We need to start defining our Persistent Volume Claim(PVC) and Persistent Volume (PV). To know more about PVC and PV, I have explained briefly about it in the below section.

apiVersion: v1
kind: PersistentVolume
metadata:
  name: my-volume
spec:
  storageClassName: ""
  capacity:
    storage: 10G
  accessModes:
    - ReadOnlyMany
  claimRef:
    namespace: default
    name: my-volume-claim
  gcePersistentDisk:
    pdName: my-persistent-disk
    fsType: ext4
    readOnly: true
---
apiVersion: v1
kind: PersistentVolumeClaim
metadata:
  name: my-volume-claim
spec:
  storageClassName: ""
  accessModes:
    - ReadOnlyMany
  resources:
    requests:
      storage: 10G

kubectl apply -f gce-persistent-volume.yml

And this is our scenario where we are asking for a PV that supports ReadOnlyMany mode in GCP. It creates for us a PersistentVolume which meets our requirements we listed in accessModes section but it also supports ReadWriteOnce mode.

PV that was automatically provisioned by GCP in forPVC supports two accessModes and so we have to specify explicitely in KubernetesPodOperator definition that we want to mount it in read-only mode, by default it is mounted in read-write mode.

from datetime import datetime

from airflow import models
from kubernetes.client import models as k8s

from airflow.providers.cncf.kubernetes.operators.kubernetes_pod import (
    KubernetesPodOperator,
)


volume_mount = k8s.V1VolumeMount(
    name="my-volume",
    mount_path="/mnt/disk",
    sub_path=None,
    read_only=True,
)

volume = k8s.V1Volume(
    name="my-volume",
    persistent_volume_claim=k8s.V1PersistentVolumeClaimVolumeSource(
        claim_name="my-volume-claim",
        read_only=True        # Pod Claims for volume in read-only access mode.
    ),
)

with models.DAG(
    dag_id="my-dag",
    schedule_interval=None,
    start_date=datetime.datetime(2021, 7, 19),
) as dag:

    kubernetes_min_pod = KubernetesPodOperator(
        task_id="my_task",
        name="my_pod_name",
        cmds=[...],
        startup_timeout_seconds=300,
        arguments=[...],
        env_vars={
            "PATH_TO_DATA_DIR": "/mnt/disk/data", # ENV will be populated in the container.
        },
        namespace=...,
        image=...,
        volumes=[volume],
        volume_mounts=[volume_mount],
    )

Persistent Volume & Persistent Volume Claim

Persistent Volume, think of it as a cluster resource to store data or an abstract component which take the storage from the actual physical storage, like local hard drive, external NFS server, or a cloud storage.

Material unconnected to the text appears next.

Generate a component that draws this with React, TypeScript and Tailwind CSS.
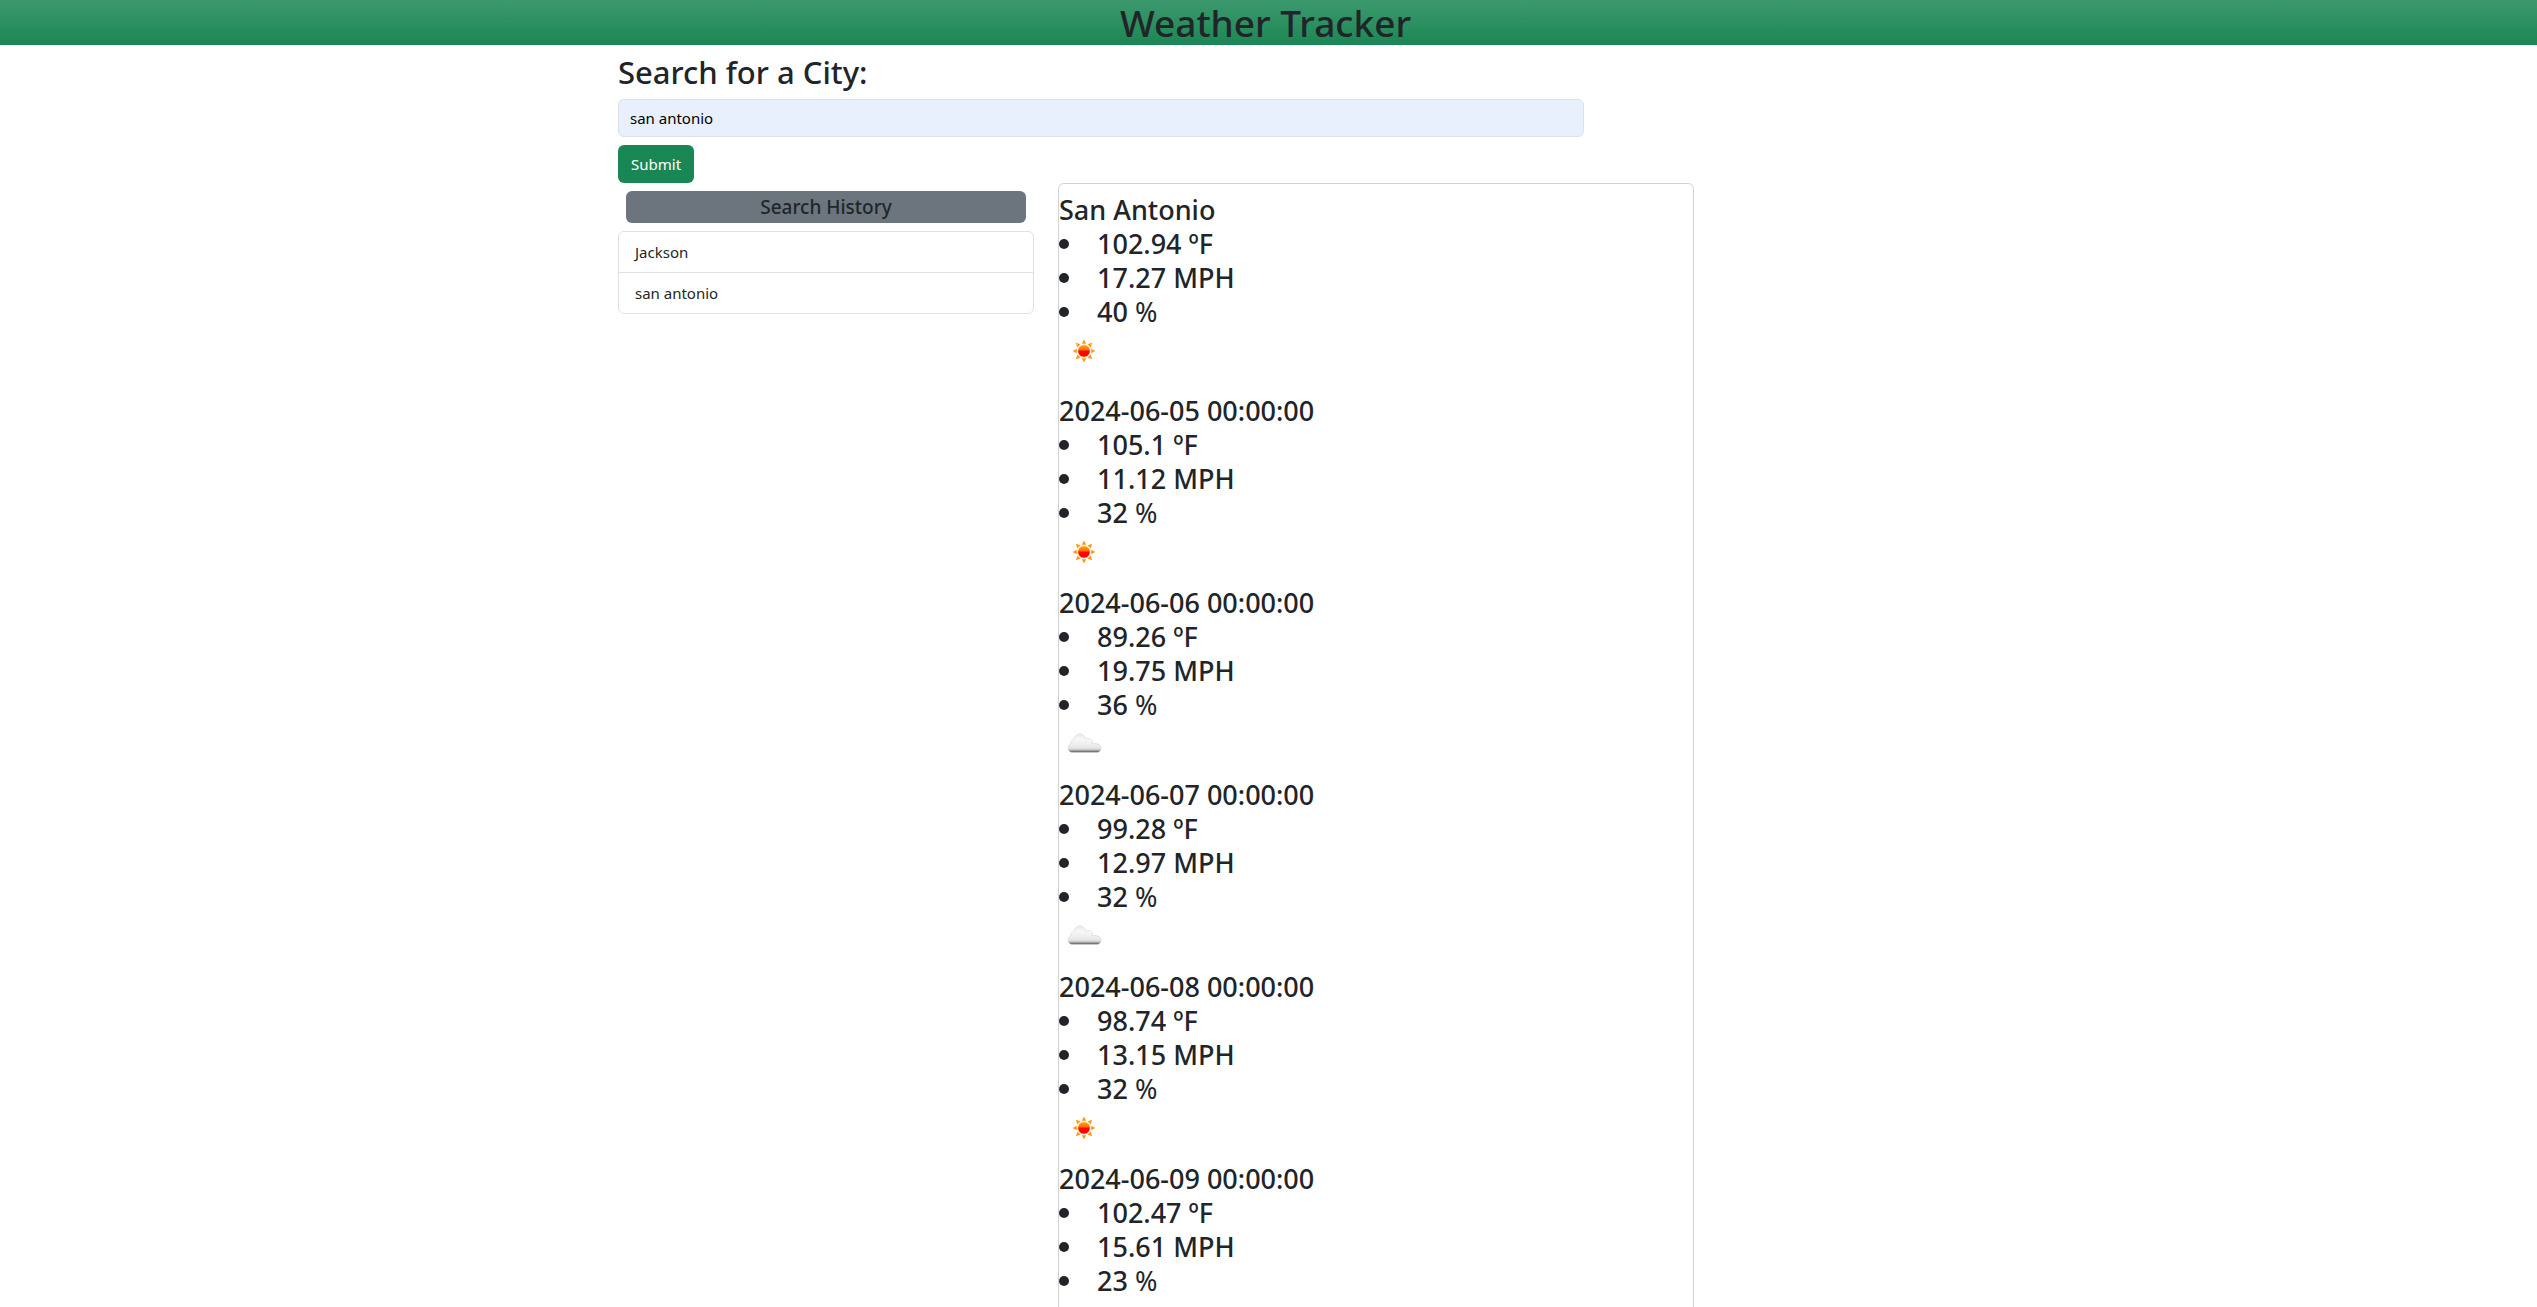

Kubernetes actually doesn’t care about storage so it gives us persistent volume component as an interface to the actual storage that a maintainer or adminstrator have to configured it and take care of . There are many types of persistent volumes that kubernetes supports. Persistent Volumes are not namespaced, that means they are accessible to the whole cluster.

Now, application that need to access the persistent volume has to claim the storage and kubernetes provide us with a component called Persistent Volume Claim. PVC claims a PV with certain storage size or capacity and some additional characteristic like access modes and whatever persistent volume matches this condition or satifies this claim will be used. Now, we have to use this claim in our Pod definition to access the PV. Pod request volume through the PV claim.

Basically it’s like saying:

“Hey, persistent claim! Give me a volume that supports ReadOnlyMany mode."

*Note: *Persistent Volume Claim must exists in the same namespace as the pod using the claim, whereas persistent volume are not namespaced and are accessible to the whole cluster.